Limited Support: Early versions of MySQL had inadequate optimization for row constructor IN queries, potentially failing to utilize indexes effectively. However, since MySQL 5.7, optimizer support for such queries has improved.
Alternative Solutions: For databases that don't support row constructor syntax, equivalent functionality can be achieved using VALUES clauses or derived table joins:
-- Using VALUES clause (PostgreSQL, DB2)
SELECT city FROM user WHERE (firstName, lastName) IN (VALUES ('a', 'b'), ('c', 'd'));
-- Using derived table join (cross-database compatible)
SELECT u.city FROM user u
JOIN (SELECT 'a' AS fn, 'b' AS ln
UNION ALL SELECT 'c', 'd') AS t
ON u.firstName = t.fn AND u.lastName = t.ln;
Performance Optimization Recommendations
To ensure optimal performance for multiple columns IN queries, consider the following measures:
Indexing Strategy: Create composite indexes for columns involved in queries. For example, for queries on (firstName, lastName), creating INDEX idx_name ON user(firstName, lastName) can significantly improve query performance.
Parameterized Queries: Use parameterized queries instead of string concatenation in applications, preventing SQL injection while facilitating query plan reuse.
Batch Processing: When matching large numbers of combined values, consider batch processing or temporary table approaches to avoid overly complex single queries.
Practical Application Scenarios
Multiple columns IN queries have wide-ranging applications in real-world scenarios:
User Information Queries: As shown in the example, querying user cities based on multiple (first name, last name) combinations.

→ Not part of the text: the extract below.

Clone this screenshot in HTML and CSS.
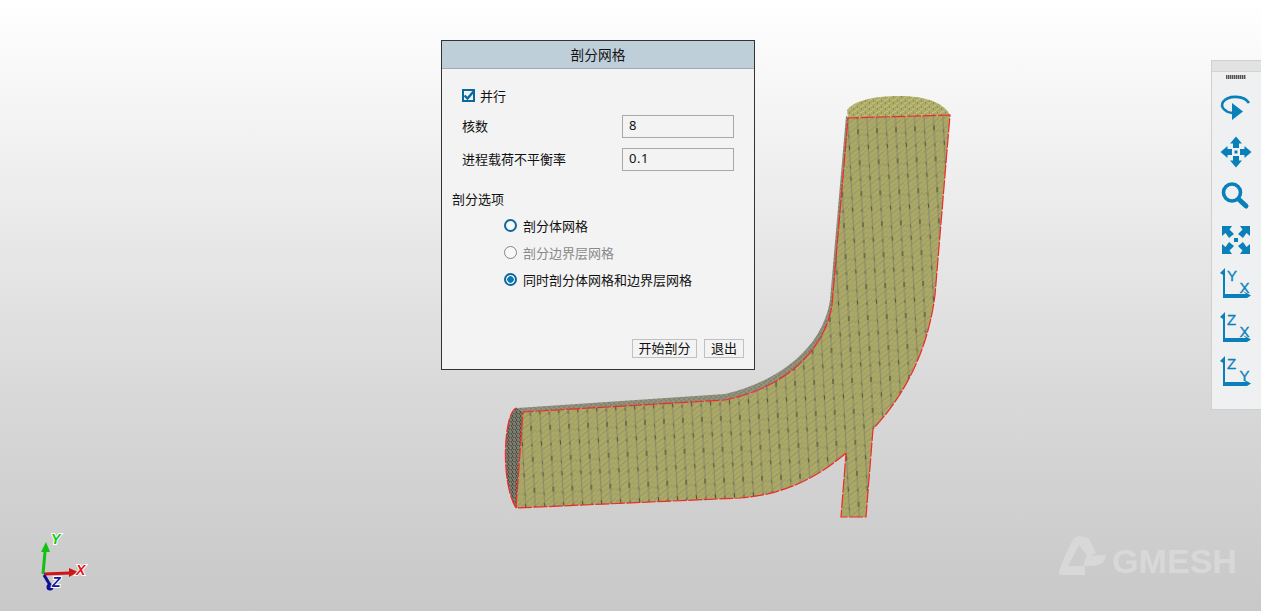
FILE: index.html
```html
<!DOCTYPE html>
<html lang="zh">
<head>
<meta charset="utf-8">
<title>剖分网格</title>
<link rel="stylesheet" href="styles.css">
</head>
<body>
<main class="viewport">
  <svg class="scene" width="1261" height="611" viewBox="0 0 1261 611" aria-hidden="true">
    <defs>
      <pattern id="mesh" width="19" height="31" patternUnits="userSpaceOnUse" patternTransform="rotate(-3)">
        <rect width="19" height="31" fill="#a6a464"/>
        <path d="M0 4 5 0M0 9 12 0M0 14 19 0M0 19 19 5M0 24 19 10M0 29 19 15M5 31 19 21M12 31 19 26" stroke="#b0ae66" stroke-width="1.200"/>
        <path d="M0 6.500 8 0.500M3 14 19 2.500M0 26 19 12M8 31 19 23" stroke="#96966f" stroke-width="1"/>
        <path d="M4.500 0V31M14 0V31" stroke="#8c8c6c" stroke-width="1.200"/>
        <path d="M4.500 4V8M14 19V24" stroke="#55553a" stroke-width="1.200"/>
        <path d="M14 6V9M4.500 24V27" stroke="#6c6c52" stroke-width="1.200"/>
      </pattern>
      <pattern id="meshside" width="5" height="4" patternUnits="userSpaceOnUse">
        <rect width="5" height="4" fill="#92927c"/>
        <path d="M0 1H2M3 3H5" stroke="#74746a" stroke-width="1"/>
      </pattern>
      <pattern id="meshcap" width="8" height="6" patternUnits="userSpaceOnUse">
        <rect width="8" height="6" fill="#adab68"/>
        <path d="M0 2 3 0M4 5 8 3" stroke="#c8c678" stroke-width="1"/>
        <path d="M5 1H6M1 5H2" stroke="#6e6e50" stroke-width="1"/>
      </pattern>
      <pattern id="meshend" width="4" height="4" patternUnits="userSpaceOnUse">
        <rect width="4" height="4" fill="#7c7c6e"/>
        <path d="M0 0 2 2M3 1 4 3M0 3 1 4" stroke="#4a4a40" stroke-width="1"/>
      </pattern>
    </defs>

    <path class="side" d="M517 408 L725 394 C790 378 824 340 830 300 L846 116 L850 118 L836 310 C825 350 785 388 725 400 L523 412Z"/>
    <path class="endcap" d="M516 508 C505 490 503 450 508 425 C510 414 514 408 517 408 L523 412Z"/>
    <path class="cap" d="M848 118 L847 110 C855 100 875 96 900 96 C930 96 945 105 950 115Z"/>
    <path class="front" d="M516 508 L523 412 L725 400 C785 388 825 350 832 305 L848 118 L950 115 L935 295 C928 350 905 395 873 429 L866 517 L841 517 L846 453 C815 480 780 495 740 498Z"/>
    <path class="edge" d="M516 508 L523 412 L725 400 C785 388 825 350 832 305 L848 118 L950 115 L935 295 C928 350 905 395 873 429 L866 517 L841 517 L846 453 M846 453 C815 480 780 495 740 498 L516 508"/>
    <path class="edge" d="M516 508 C505 490 503 450 508 425 C510 414 514 408 517 408"/>

    <g class="triad">
      <path class="triad-y" d="M43 574 L45 552" stroke-width="3"/>
      <path class="triad-y-head" d="M46 542 L50 552 L41 552Z"/>
      <path class="triad-x" d="M44 574 L70 573" stroke-width="3"/>
      <path class="triad-x-head" d="M78 572 L69 568 L69 577Z"/>
      <path class="triad-z" d="M44 575 L50 585" stroke-width="3"/>
      <circle class="triad-z-head" cx="50" cy="587" r="3.500"/>
      <text class="triad-label triad-label-y" x="51" y="544">Y</text>
      <text class="triad-label triad-label-x" x="76" y="575">X</text>
      <text class="triad-label triad-label-z" x="52" y="587">Z</text>
    </g>

    <g class="logo">
      <path d="M1059 574 C1058 570 1072 540 1074 538 C1077 535 1086 536 1089 539 L1096 553 L1088 557 L1079 545 L1068 566 L1085 566 L1085 575 L1062 575Z"/>
      <path d="M1087 556 L1106 555 C1105 563 1100 566 1090 566 L1084 566 C1084 561 1085 558 1087 556Z"/>
      <text class="logo-text" x="1112" y="573" textLength="125" lengthAdjust="spacingAndGlyphs">GMESH</text>
    </g>
  </svg>

  <section class="dialog">
    <header class="dialog-title">剖分网格</header>
    <div class="dialog-body">
      <label class="check-row"><span class="checkbox"><svg width="13" height="13" viewBox="0 0 13 13"><path d="M2.500 6.500 5.500 9.500 11.500 2.500" fill="none" stroke="#0a6aa0" stroke-width="2.400"/></svg></span>并行</label>
      <div class="field-row field-first"><span class="field-label">核数</span><span class="input">8</span></div>
      <div class="field-row field-second"><span class="field-label">进程载荷不平衡率</span><span class="input">0.1</span></div>
      <div class="section-label">剖分选项</div>
      <div class="radios">
        <div class="radio-row"><span class="radio"></span>剖分体网格</div>
        <div class="radio-row radio-disabled"><span class="radio"></span>剖分边界层网格</div>
        <div class="radio-row"><span class="radio radio-on"></span>同时剖分体网格和边界层网格</div>
      </div>
      <div class="actions">
        <button class="btn btn-start" type="button">开始剖分</button>
        <button class="btn btn-exit" type="button">退出</button>
      </div>
    </div>
  </section>

  <aside class="toolbar">
    <div class="toolbar-head"></div>
    <div class="grip"></div>
    <div class="tools">
      <svg class="tool" width="40" height="36" viewBox="0 0 40 36"><path class="ln" d="M33 12 C28 4 12 4 7 11 C4 16 9 21 16 22" stroke-width="2.600"/><path class="fl" d="M16 12 L27 20.500 L16 29Z"/></svg>
      <svg class="tool" width="40" height="36" viewBox="0 0 40 36">
        <path class="fl" d="M20 1.500 L26 8.500 L23 8.500 L23 13 L17 13 L17 8.500 L14 8.500Z"/>
        <path class="fl" d="M20 32.500 L26 25.500 L23 25.500 L23 21 L17 21 L17 25.500 L14 25.500Z"/>
        <path class="fl" d="M4.500 17 L11.500 11 L11.500 14 L16 14 L16 20 L11.500 20 L11.500 23Z"/>
        <path class="fl" d="M35.500 17 L28.500 11 L28.500 14 L24 14 L24 20 L28.500 20 L28.500 23Z"/>
        <rect class="fl" x="18.500" y="15.500" width="3" height="3"/>
      </svg>
      <svg class="tool" width="40" height="36" viewBox="0 0 40 36"><circle class="ln" cx="16" cy="13.500" r="8.500" stroke-width="3.600"/><path class="ln round" d="M23 20.500 L30 27" stroke-width="5"/></svg>
      <svg class="tool" width="40" height="36" viewBox="0 0 40 36">
        <path class="fl" d="M6 3 H16 L13.500 6.500 L18 11 L13 15 L9.500 10 L6 13Z"/>
        <path class="fl" d="M34 3 H24 L26.500 6.500 L22 11 L27 15 L30.500 10 L34 13Z"/>
        <path class="fl" d="M6 31 H16 L13.500 27.500 L18 23 L13 19 L9.500 24 L6 21Z"/>
        <path class="fl" d="M34 31 H24 L26.500 27.500 L22 23 L27 19 L30.500 24 L34 21Z"/>
        <rect class="fl" x="18" y="15" width="4" height="4"/>
      </svg>
      <svg class="tool" width="40" height="36" viewBox="0 0 40 36"><path class="fl" d="M4 6 L9 1 L9 27 L30 27 L27 24 L35 28.500 L31 31 L7 31 L7 8Z"/><text class="axis" x="11" y="14">Y</text><text class="axis" x="23.500" y="26">X</text></svg>
      <svg class="tool" width="40" height="36" viewBox="0 0 40 36"><path class="fl" d="M4 6 L9 1 L9 27 L30 27 L27 24 L35 28.500 L31 31 L7 31 L7 8Z"/><text class="axis" x="11" y="14">Z</text><text class="axis" x="23.500" y="26">X</text></svg>
      <svg class="tool" width="40" height="36" viewBox="0 0 40 36"><path class="fl" d="M4 6 L9 1 L9 27 L30 27 L27 24 L35 28.500 L31 31 L7 31 L7 8Z"/><text class="axis" x="11" y="14">Z</text><text class="axis" x="23.500" y="26">Y</text></svg>
    </div>
  </aside>
</main>
</body>
</html>
```
FILE: styles.css
```css
* { box-sizing: border-box; }
html, body { margin: 0; padding: 0; height: 100%; overflow: hidden; }
body { font-family: "Noto Sans CJK SC", "Noto Sans", sans-serif; font-size: 13px; color: #111; }

.viewport {
  position: relative;
  width: 1261px;
  height: 611px;
  background: linear-gradient(to bottom, #ffffff 0, #fbfbfb 40px, #e6e6e6 260px, #d8d8d8 400px, #c8c8c8 611px);
  overflow: hidden;
}
.scene { position: absolute; left: 0; top: 0; display: block; }

.front { fill: url(#mesh); }
.side { fill: url(#meshside); }
.cap { fill: url(#meshcap); }
.endcap { fill: url(#meshend); }
.edge { fill: none; stroke: #ee2a2a; stroke-width: 1.200; stroke-dasharray: 14 1.500; }

.triad path { fill: none; }
.triad .triad-y { stroke: #12c212; }
.triad .triad-x { stroke: #d01515; }
.triad .triad-z { stroke: #101090; }
.triad .triad-y-head { fill: #12c212; }
.triad .triad-x-head { fill: #d01515; }
.triad-z-head { fill: #101090; }
.triad-label { font: italic bold 14px "Liberation Sans", sans-serif; stroke: #fff; stroke-width: 2; paint-order: stroke; }
.triad-label-y { fill: #18c818; }
.triad-label-x { fill: #e01818; }
.triad-label-z { fill: #1515a0; }

.logo { fill: #d8d8d8; }
.logo-text { font: bold 34px "Liberation Sans", sans-serif; fill: #d8d8d8; }

.dialog {
  position: absolute;
  left: 441px;
  top: 40px;
  width: 314px;
  height: 330px;
  border: 1px solid #333;
  background: #f3f3f3;
  display: flex;
  flex-direction: column;
}
.dialog-title {
  height: 28px;
  flex: none;
  background: #bfcfda;
  border-bottom: 1px solid #9eaab2;
  text-align: center;
  line-height: 27px;
  font-size: 13.700px;
}
.dialog-body {
  flex: 1;
  display: flex;
  flex-direction: column;
  padding: 17px 10px 11px;
}
.check-row {
  display: flex;
  align-items: center;
  height: 20px;
  padding: 0 0 2px 10px;
  gap: 5px;
}
.checkbox {
  width: 13px;
  height: 13px;
  border: 2px solid #0a6aa0;
  background: #f3f3f3;
  display: block;
  position: relative;
}
.checkbox svg { position: absolute; left: -2px; top: -2px; }

.field-row {
  display: flex;
  align-items: center;
  justify-content: space-between;
  height: 23px;
  padding: 0 10px;
}
.field-label { padding-bottom: 2px; }
.field-first { margin-top: 9px; }
.field-second { margin-top: 10px; }
.input {
  width: 112px;
  height: 23px;
  border: 1px solid #a8a8a8;
  padding-left: 6px;
  line-height: 19px;
  letter-spacing: 0.5px;
  font-family: "Noto Sans", sans-serif;
}
.section-label { margin-top: 19px; height: 20px; line-height: 18px; }

.radios { margin-top: 3px; padding-left: 52px; }
.radio-row {
  display: flex;
  align-items: center;
  height: 27px;
  padding-bottom: 2px;
  gap: 6px;
}
.radio {
  width: 13px;
  height: 13px;
  border-radius: 50%;
  border: 2.500px solid #0c689c;
  background: #f8f8f8;
  display: block;
}
.radio-on { background: radial-gradient(circle, #0c78b4 0, #0c78b4 3px, #f8f8f8 3.500px); }
.radio-disabled { color: #8a8a8a; }
.radio-disabled .radio { border: 1.500px solid #858585; }

.actions {
  margin-top: auto;
  display: flex;
  justify-content: flex-end;
  gap: 7px;
}
.btn {
  height: 19px;
  padding: 0 0 2px;
  background: #f3f3f3;
  border: 1px solid #c0c0c0;
  font: 13px/15px "Noto Sans CJK SC", sans-serif;
  color: #111;
}
.btn-start { width: 65px; }
.btn-exit { width: 40px; }

.toolbar {
  position: absolute;
  left: 1211px;
  top: 60px;
  width: 50px;
  height: 350px;
  background: #eef0f2;
  border: 1px solid #d0d0d0;
  border-right: 0;
}
.toolbar-head { height: 11px; background: #e2e2e2; border-bottom: 1px solid #d4d4d4; }
.grip {
  width: 20px;
  height: 4px;
  margin: 3px auto 0 14px;
  background: repeating-linear-gradient(to right, #555 0, #555 1px, #aaa 1px, #aaa 2px);
}
.tools {
  display: flex;
  flex-direction: column;
  align-items: flex-start;
  gap: 8px;
  margin-top: 12px;
  padding-left: 4px;
}
.tool { display: block; flex: none; }
.fl { fill: #0a80ba; }
.ln { fill: none; stroke: #0a80ba; }
.round { stroke-linecap: round; }
.axis { font: 15px "Liberation Sans", sans-serif; fill: #0a80ba; stroke: #0a80ba; stroke-width: 0.300; }
```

Geolocation Queries: Querying nearby location information based on multiple (longitude, latitude) coordinate points.
Composite Primary Key Queries: For tables with composite primary keys, using multiple columns IN queries directly simplifies code.
Summary and Best Practices
Multiple columns IN clause through row constructor syntax provides an elegant and efficient query approach. In practical development:
Prioritize using row constructor syntax, especially in fully supported databases like Oracle and PostgreSQL.
For databases with limited optimization support like MySQL, test query performance and adopt alternative solutions like derived table joins when necessary.
Always focus on index design and query optimization to ensure query efficiency in large-scale data scenarios.
By properly applying multiple columns IN query techniques, SQL code quality and maintainability can be significantly enhanced, providing concise and effective solutions for complex data retrieval requirements.